Notes from a Floating Life Thoughts about productivity, digital living, and leading a simpler life

Achieving Your Goals Through Personal Bootstrapping

Someone writing on a whiteboard at a startup

You might have heard the term boostrapping bandied about. Usually, it’s spoken in relation to startups. The term comes from the phase Pulling yourself up by your bootstraps, meaning doing something on your own without any outside help.

When an entrepreneur bootstraps a company, they fund it themselves. They use their own money — savings, loans from friends and family, maxed-out credit cards, or the money they earn from side gigs — to start and keep the business afloat until it starts making money.

It’s an interesting concept. And you can apply the philosophy of bootstrapping to endeavours outside of business. You can apply that philosophy to what you’re trying to do or trying to learn, too.

Here are some thoughts about how to do personal bootstrapping.

Start By Scaling Back

We all have grand plans, we all have something that we want to do as quickly and as efficiently as possible. But if you have a limited amount of time to do something, you won’t achieve your goals as quickly as you want to.

Instead, scale back your expectations. Scale back your goals. Fit what you want to do into the time you have to do it each day.

Be realistic. And expect to slip every so often.

How do you scale back? You …


Think in terms of minimum viable product. Think in terms of what need to do to get:

  • Your idea up and running.
  • A solid grounding in what you’re trying to learn.

Take language learning, for example. When most people try to learn a language they start from the beginning and make a long slog to more advanced levels. Back in the 1980s, I knew a person who taught himself financial Japanese for his work. He could comfortably read and write around finance, and even talk and give short presentations on the subject.
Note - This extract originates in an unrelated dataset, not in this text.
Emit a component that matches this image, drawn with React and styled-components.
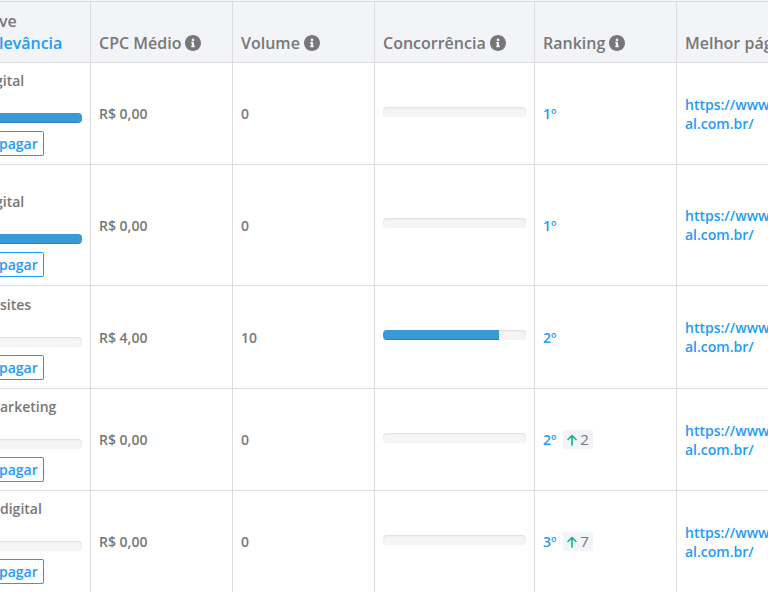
import styled, { createGlobalStyle } from "styled-components";
import { FaInfoCircle } from "react-icons/fa";

const rows = [
  { keyword: "gital", clipped: true, relevance: 100, cpc: "R$ 0,00", volume: 0, competition: 0, rank: "1º", height: 102 },
  { keyword: "gital", clipped: true, relevance: 100, cpc: "R$ 0,00", volume: 0, competition: 0, rank: "1º", height: 121 },
  { keyword: "sites", relevance: 0, cpc: "R$ 4,00", volume: 10, competition: 81, rank: "2º", height: 103 },
  { keyword: "arketing", relevance: 0, cpc: "R$ 0,00", volume: 0, competition: 0, rank: "2º", up: 2, height: 102 },
  { keyword: "digital", relevance: 0, cpc: "R$ 0,00", volume: 0, competition: 0, rank: "3º", up: 7, height: 102 },
];

const Progress = ({ value, label }) => (
  <Track role="progressbar" aria-label={label} aria-valuenow={value}>
    <Fill style={{ width: `${value}%` }} />
  </Track>
);

const InfoHeading = ({ children }) => (
  <HeadLabel>
    {children}
    <FaInfoCircle size={16} viewBox="8 8 496 496" />
  </HeadLabel>
);

const ArrowUp = () => (
  <svg width="10" height="12" viewBox="0 0 10 12" fill="none">
    <path
      d="M5 11V2M1 5.5L5 1.5L9 5.5"
      stroke="#14b88f"
      strokeWidth="1.7"
      strokeLinecap="round"
      strokeLinejoin="round"
    />
  </svg>
);

const App = () => (
  <>
    <GlobalStyle />
    <TableWrapper>
      <Table>
        <colgroup>
          <Col $width={96} />
          <Col $width={142} />
          <Col $width={142} />
          <Col $width={160} />
          <Col $width={142} />
          <Col />
        </colgroup>
        <thead>
          <tr>
            <KeywordHead>
              <HeadLabel>ve</HeadLabel>
              <Link href="#relevancia">levância</Link>
            </KeywordHead>
            <HeadCell>
              <InfoHeading>CPC Médio</InfoHeading>
            </HeadCell>
            <HeadCell>
              <InfoHeading>Volume</InfoHeading>
            </HeadCell>
            <HeadCell>
              <InfoHeading>Concorrência</InfoHeading>
            </HeadCell>
            <HeadCell>
              <InfoHeading>Ranking</InfoHeading>
            </HeadCell>
            <HeadCell>Melhor pág</HeadCell>
          </tr>
        </thead>
        <tbody>
          {rows.map((row, i) => (
            <Row key={i} $height={row.height}>
              <KeywordCell>
                <Keyword $clipped={row.clipped}>{row.keyword}</Keyword>
                <Progress value={row.relevance} label="Relevância" />
                <DeleteButton type="button">pagar</DeleteButton>
              </KeywordCell>
              <Cell>{row.cpc}</Cell>
              <Cell>{row.volume}</Cell>
              <CompetitionCell>
                <Progress value={row.competition} label="Concorrência" />
              </CompetitionCell>
              <Cell>
                <Ranking>
                  <Link href="#ranking">{row.rank}</Link>
                  {row.up && (
                    <Badge>
                      <ArrowUp />
                      {row.up}
                    </Badge>
                  )}
                </Ranking>
              </Cell>
              <Cell>
                <Link href="#pagina">
                  https://www.
                  <br />
                  al.com.br/
                </Link>
              </Cell>
            </Row>
          ))}
        </tbody>
      </Table>
    </TableWrapper>
  </>
);

export default App;

const GlobalStyle = createGlobalStyle`
  * {
    box-sizing: border-box;
  }

  body {
    margin: 0;
    overflow: hidden;
    background-color: #fff;
    color: #777;
    font-family: "Open Sans", sans-serif;
    font-size: 14px;
    font-weight: 600;
    line-height: 19px;
  }
`;

const TableWrapper = styled.div`
  width: 100%;
  padding-top: 1px;
  overflow: hidden;
  background-color: #f3f4f8;
`;

/* the first column starts just outside the visible area */
const Table = styled.table`
  width: calc(100% + 5px);
  margin-left: -5px;
  table-layout: fixed;
  border-spacing: 0;
  border-top: 1px solid #ddd;
  background-color: #fff;
  white-space: nowrap;
`;

const Col = styled.col`
  width: ${({ $width }) => ($width ? `${$width}px` : "auto")};
`;

const HeadCell = styled.th`
  height: 61px;
  padding: 8px;
  border-right: 1px solid #ddd;
  border-bottom: 1px solid #ddd;
  background-color: #f3f4f8;
  font-size: 16px;
  font-weight: 600;
  line-height: 22px;
  text-align: left;
  vertical-align: bottom;

  &:last-child {
    border-right: 0;
  }
`;

const KeywordHead = styled(HeadCell)`
  padding-left: 4px;
`;

const HeadLabel = styled.div`
  display: flex;
  align-items: center;
  gap: 4px;
`;

const Row = styled.tr`
  height: ${({ $height }) => $height}px;
`;

const Cell = styled.td`
  padding: 8px;
  border-right: 1px solid #ddd;
  border-bottom: 1px solid #ddd;
  vertical-align: middle;

  &:last-child {
    border-right: 0;
  }
`;

const KeywordCell = styled(Cell)`
  padding-left: 0;
  vertical-align: bottom;
`;

const CompetitionCell = styled(Cell)`
  padding-bottom: 12px;
`;

const Keyword = styled.div`
  margin-bottom: 23px;
  padding-left: ${({ $clipped }) => ($clipped ? 0 : 5)}px;
`;

const Track = styled.div`
  height: 10px;
  overflow: hidden;
  border-radius: 4px;
  background-color: #f5f5f5;
  box-shadow: inset 0 1px 2px rgba(0, 0, 0, 0.1);
`;

const Fill = styled.div`
  height: 100%;
  background-color: #3a99d9;
  box-shadow: inset 0 -1px 0 rgba(0, 0, 0, 0.15);
`;

const DeleteButton = styled.button`
  display: block;
  height: 25px;
  margin-top: 8px;
  padding: 0 5px 0 4px;
  border: 1px solid #1f9bf9;
  border-left: 0;
  border-radius: 2px;
  background-color: #fff;
  color: #1f9bf9;
  font: inherit;
  cursor: pointer;
`;

const Link = styled.a`
  color: #1f9bf9;
  text-decoration: none;
`;

const Ranking = styled.div`
  display: flex;
  align-items: center;
  gap: 7px;
`;

const Badge = styled.span`
  display: flex;
  align-items: center;
  gap: 3px;
  height: 19px;
  padding: 0 4px;
  border-radius: 2px;
  background-color: #f3f4f8;
  font-size: 15px;
  font-weight: 400;
`;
He couldn’t, however, have a more general conversation. At least, not at first. He eventually broadened his vocabulary, but that wasn’t his focus at the time.
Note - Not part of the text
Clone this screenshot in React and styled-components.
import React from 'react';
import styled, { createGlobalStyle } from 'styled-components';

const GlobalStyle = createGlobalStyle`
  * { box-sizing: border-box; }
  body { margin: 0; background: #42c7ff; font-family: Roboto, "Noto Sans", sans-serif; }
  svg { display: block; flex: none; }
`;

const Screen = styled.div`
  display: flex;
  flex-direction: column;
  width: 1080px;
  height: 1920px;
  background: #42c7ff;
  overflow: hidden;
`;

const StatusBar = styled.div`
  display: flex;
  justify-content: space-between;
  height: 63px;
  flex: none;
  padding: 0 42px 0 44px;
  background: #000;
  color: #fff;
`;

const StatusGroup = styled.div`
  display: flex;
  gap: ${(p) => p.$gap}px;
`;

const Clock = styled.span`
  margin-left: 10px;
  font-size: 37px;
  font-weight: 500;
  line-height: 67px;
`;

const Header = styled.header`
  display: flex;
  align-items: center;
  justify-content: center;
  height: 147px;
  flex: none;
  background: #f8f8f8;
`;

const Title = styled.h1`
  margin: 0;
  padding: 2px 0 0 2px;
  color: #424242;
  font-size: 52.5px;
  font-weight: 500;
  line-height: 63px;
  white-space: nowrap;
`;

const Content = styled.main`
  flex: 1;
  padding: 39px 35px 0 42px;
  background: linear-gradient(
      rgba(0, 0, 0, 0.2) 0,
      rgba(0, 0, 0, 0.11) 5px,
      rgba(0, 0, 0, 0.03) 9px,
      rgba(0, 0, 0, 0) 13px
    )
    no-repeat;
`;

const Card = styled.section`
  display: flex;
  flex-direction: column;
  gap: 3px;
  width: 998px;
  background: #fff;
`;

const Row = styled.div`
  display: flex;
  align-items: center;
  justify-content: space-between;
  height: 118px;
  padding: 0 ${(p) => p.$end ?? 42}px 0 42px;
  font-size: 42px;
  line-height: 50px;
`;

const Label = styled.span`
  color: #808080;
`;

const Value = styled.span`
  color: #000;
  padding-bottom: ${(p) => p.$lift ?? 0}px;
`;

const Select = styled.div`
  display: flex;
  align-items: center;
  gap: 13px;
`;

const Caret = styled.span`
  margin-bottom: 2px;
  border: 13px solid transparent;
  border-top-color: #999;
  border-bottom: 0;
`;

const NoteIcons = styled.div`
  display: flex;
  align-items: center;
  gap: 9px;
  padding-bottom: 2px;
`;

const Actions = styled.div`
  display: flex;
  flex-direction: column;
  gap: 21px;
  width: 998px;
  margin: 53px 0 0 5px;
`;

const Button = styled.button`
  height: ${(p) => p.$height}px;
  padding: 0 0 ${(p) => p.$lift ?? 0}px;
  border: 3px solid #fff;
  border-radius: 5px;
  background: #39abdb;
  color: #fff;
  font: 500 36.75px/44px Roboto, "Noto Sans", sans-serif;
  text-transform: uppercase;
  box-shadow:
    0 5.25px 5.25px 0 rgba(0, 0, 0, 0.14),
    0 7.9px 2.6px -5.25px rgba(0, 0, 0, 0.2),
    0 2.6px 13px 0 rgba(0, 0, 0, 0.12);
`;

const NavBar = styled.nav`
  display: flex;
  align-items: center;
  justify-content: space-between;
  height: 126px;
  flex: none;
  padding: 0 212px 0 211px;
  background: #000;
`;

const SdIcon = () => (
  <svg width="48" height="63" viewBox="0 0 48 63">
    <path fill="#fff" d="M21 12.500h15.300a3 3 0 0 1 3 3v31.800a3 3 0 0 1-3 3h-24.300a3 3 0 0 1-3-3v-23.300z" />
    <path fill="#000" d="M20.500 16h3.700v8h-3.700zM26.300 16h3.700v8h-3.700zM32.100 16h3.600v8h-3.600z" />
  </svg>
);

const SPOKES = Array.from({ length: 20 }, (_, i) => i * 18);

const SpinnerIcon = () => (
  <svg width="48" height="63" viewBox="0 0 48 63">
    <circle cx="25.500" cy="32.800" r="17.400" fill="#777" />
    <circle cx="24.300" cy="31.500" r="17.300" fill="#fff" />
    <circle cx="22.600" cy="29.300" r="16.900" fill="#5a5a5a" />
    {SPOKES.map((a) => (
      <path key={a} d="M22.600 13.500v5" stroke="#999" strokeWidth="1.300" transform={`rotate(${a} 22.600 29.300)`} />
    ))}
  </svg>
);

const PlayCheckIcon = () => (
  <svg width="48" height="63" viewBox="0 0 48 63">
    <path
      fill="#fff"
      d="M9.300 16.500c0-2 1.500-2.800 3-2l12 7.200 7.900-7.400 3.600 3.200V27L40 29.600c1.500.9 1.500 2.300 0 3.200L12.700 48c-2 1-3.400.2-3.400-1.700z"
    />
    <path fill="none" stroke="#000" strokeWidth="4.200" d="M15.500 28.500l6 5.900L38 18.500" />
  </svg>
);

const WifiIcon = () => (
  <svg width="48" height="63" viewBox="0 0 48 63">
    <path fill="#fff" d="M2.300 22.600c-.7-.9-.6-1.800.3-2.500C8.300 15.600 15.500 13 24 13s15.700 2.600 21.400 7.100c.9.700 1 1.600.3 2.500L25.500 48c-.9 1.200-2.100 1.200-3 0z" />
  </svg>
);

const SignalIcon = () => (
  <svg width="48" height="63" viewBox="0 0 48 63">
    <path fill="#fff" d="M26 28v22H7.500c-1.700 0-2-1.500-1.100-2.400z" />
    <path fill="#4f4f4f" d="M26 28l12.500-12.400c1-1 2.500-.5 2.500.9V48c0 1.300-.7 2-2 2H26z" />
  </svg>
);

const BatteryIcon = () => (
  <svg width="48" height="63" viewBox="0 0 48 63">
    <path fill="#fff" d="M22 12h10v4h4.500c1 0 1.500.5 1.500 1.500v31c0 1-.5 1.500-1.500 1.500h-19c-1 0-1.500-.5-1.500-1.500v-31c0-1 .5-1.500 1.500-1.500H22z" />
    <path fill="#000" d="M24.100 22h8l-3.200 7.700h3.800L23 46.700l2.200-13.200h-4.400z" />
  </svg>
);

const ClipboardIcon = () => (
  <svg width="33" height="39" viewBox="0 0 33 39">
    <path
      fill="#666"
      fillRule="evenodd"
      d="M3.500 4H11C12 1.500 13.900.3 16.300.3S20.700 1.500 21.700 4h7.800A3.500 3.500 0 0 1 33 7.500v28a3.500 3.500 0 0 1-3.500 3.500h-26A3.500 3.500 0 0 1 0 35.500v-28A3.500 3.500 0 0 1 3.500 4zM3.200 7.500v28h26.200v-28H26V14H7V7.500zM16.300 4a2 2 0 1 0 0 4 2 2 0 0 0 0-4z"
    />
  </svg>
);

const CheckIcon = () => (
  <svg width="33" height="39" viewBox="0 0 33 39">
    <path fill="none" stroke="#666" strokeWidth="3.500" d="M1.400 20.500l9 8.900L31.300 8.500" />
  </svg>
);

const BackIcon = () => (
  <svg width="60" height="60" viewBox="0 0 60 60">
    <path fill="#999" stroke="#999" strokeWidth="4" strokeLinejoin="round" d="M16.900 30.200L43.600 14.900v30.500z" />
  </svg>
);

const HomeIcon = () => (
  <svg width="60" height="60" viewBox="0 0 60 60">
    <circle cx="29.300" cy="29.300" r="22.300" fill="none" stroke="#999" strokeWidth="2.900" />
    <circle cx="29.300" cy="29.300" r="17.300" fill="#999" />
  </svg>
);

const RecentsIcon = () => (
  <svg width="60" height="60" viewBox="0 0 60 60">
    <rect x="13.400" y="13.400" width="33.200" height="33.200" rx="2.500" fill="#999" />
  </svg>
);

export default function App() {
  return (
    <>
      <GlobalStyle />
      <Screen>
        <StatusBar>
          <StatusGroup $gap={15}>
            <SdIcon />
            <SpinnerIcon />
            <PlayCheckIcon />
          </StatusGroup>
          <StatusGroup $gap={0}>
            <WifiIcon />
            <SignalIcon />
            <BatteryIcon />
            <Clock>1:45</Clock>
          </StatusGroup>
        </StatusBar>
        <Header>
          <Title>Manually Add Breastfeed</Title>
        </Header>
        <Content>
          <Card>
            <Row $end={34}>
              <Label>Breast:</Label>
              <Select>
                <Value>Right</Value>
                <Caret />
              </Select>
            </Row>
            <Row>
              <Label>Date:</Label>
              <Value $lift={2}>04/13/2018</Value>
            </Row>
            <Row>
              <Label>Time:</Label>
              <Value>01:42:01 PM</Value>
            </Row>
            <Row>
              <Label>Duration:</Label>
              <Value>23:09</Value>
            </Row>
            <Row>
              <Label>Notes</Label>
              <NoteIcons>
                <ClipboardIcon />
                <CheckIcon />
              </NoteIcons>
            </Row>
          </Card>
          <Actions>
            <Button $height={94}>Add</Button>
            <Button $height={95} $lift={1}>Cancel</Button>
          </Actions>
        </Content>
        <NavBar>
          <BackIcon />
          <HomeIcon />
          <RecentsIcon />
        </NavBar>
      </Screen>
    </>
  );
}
Take what I call an A-B-C … N-O-P … approach — get a handle on the basics, then jump ahead to more advanced knowledge or topics. Or, put together a basic product, start selling it, then add to it gradually.

Set a time frame

And make that time frame reasonable. Don’t expect to be able to learn to program a custom shopping cart for your website with PHP in six hours. On the other hand, don’t spend more than an afternoon setting up your personal or business presence on the web.

How do you know how long something will take? It’s hard to estimate something you don’t know about. The best way to come up with an estimate is to ask someone who’s done something similar. Better yet, ask several someones. Then, average out the amount of time they tell you. Add 5% to 10% to the estimate just in case — the unexpected tends to happen and it will throw a wrench into your plans.

Think About What You Need

And then get it.

That could be books, software, courses, subscriptions. Anything that will help you reach your goal.
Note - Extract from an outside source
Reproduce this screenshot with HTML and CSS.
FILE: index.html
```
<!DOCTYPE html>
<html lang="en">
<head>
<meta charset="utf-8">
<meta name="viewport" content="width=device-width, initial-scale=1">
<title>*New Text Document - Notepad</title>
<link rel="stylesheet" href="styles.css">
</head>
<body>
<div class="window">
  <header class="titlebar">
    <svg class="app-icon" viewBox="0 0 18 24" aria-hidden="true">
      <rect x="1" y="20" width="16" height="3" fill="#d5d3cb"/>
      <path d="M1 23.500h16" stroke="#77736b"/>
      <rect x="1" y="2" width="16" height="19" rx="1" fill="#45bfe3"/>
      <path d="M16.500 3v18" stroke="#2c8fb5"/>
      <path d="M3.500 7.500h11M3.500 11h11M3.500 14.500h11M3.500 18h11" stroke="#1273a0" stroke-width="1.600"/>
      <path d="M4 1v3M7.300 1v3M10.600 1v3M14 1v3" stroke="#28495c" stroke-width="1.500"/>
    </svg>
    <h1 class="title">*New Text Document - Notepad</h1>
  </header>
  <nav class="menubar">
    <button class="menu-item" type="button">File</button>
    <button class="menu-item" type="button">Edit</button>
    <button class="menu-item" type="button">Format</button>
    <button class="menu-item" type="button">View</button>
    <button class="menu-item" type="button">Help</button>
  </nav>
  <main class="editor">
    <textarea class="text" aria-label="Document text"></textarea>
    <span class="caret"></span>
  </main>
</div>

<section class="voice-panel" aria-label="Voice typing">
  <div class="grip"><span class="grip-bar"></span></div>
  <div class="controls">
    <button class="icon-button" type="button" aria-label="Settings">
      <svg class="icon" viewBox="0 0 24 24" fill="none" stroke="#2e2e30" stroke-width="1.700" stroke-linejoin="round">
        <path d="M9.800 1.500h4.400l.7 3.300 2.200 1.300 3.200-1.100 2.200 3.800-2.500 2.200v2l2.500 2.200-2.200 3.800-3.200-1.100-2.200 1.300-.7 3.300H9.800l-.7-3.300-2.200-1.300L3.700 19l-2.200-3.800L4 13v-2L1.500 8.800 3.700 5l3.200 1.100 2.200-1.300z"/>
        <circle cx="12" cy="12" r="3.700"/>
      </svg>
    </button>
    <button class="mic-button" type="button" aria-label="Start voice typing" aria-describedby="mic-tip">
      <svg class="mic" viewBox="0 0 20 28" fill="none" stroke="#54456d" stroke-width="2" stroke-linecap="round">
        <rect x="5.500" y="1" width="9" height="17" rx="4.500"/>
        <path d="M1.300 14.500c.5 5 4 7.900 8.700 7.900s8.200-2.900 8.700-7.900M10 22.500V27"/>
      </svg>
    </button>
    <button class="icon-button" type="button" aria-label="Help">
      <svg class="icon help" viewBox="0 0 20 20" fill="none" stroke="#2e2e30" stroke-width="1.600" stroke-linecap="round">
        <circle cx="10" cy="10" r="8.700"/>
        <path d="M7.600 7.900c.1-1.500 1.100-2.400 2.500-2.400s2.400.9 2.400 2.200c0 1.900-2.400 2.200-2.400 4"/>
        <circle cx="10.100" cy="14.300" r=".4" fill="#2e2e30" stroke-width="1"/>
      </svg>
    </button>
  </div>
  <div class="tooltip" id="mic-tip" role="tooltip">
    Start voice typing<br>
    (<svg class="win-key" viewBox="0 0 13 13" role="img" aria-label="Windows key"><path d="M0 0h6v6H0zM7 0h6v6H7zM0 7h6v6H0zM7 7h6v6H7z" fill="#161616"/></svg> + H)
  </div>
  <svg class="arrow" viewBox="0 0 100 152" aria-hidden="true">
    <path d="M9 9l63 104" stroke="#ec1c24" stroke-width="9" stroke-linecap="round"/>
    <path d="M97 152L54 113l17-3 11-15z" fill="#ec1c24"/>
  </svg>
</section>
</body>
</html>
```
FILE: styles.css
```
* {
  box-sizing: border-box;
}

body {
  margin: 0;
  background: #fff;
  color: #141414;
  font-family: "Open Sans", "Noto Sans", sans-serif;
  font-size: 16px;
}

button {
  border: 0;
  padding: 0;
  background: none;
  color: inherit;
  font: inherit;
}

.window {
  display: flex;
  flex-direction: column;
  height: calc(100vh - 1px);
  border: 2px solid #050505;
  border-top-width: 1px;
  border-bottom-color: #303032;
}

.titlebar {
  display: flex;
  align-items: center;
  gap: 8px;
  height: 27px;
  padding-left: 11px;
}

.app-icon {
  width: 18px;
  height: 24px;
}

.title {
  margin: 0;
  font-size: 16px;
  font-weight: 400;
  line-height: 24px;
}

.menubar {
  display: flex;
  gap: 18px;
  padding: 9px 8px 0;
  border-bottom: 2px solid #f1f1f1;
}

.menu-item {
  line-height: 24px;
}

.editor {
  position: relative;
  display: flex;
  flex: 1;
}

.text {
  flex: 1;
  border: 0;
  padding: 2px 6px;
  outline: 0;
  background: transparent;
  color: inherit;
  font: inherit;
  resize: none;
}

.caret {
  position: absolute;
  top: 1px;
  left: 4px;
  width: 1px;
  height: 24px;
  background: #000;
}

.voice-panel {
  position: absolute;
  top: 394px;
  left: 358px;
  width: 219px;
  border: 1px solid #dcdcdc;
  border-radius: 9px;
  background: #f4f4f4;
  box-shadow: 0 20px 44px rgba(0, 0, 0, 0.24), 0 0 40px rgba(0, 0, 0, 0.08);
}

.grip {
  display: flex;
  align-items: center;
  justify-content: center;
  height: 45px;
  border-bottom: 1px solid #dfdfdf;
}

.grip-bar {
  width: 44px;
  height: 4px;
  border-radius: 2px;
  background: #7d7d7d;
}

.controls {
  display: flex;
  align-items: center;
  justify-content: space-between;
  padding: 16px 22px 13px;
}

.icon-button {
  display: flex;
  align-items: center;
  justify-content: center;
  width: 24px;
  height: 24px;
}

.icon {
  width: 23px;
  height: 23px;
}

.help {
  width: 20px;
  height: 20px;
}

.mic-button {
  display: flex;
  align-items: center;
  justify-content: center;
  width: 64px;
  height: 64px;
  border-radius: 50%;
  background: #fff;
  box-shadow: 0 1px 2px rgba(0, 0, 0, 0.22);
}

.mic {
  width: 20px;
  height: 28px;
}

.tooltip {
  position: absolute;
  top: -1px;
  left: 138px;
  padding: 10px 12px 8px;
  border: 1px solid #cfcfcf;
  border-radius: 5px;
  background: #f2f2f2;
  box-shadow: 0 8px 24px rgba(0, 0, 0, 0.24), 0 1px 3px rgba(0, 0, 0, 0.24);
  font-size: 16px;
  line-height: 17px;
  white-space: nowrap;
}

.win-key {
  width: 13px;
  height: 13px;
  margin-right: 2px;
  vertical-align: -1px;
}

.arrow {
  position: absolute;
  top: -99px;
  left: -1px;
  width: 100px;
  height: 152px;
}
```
Remember that you’ll be spending your own money on those items. You need to ask yourself a few questions:

  • Do you really need all of it?
  • Are there cheaper or free alternatives?
  • Is there any way to defray the costs (like splitting them with someone else or buying used)?

Again, think minimum viable. Then, supplement what you have when (and only when) you need to.

Do the Work

You can do all the thinking and planning and scoping you want. But until you start working, and finish what you’ve started, all that thinking and planning and scoping is worthless. Ideas are cheap. Results, no matter how small, are what count.

And don’t discount small results. Take small, steady steps towards your goal. At each milestone, show your work.

You might only have 30 minutes a day to do the work, but those 30 minutes add up. They’re not like time you supposedly saved. You’ll actually see the results of those 30 minutes, and far sooner than you expect.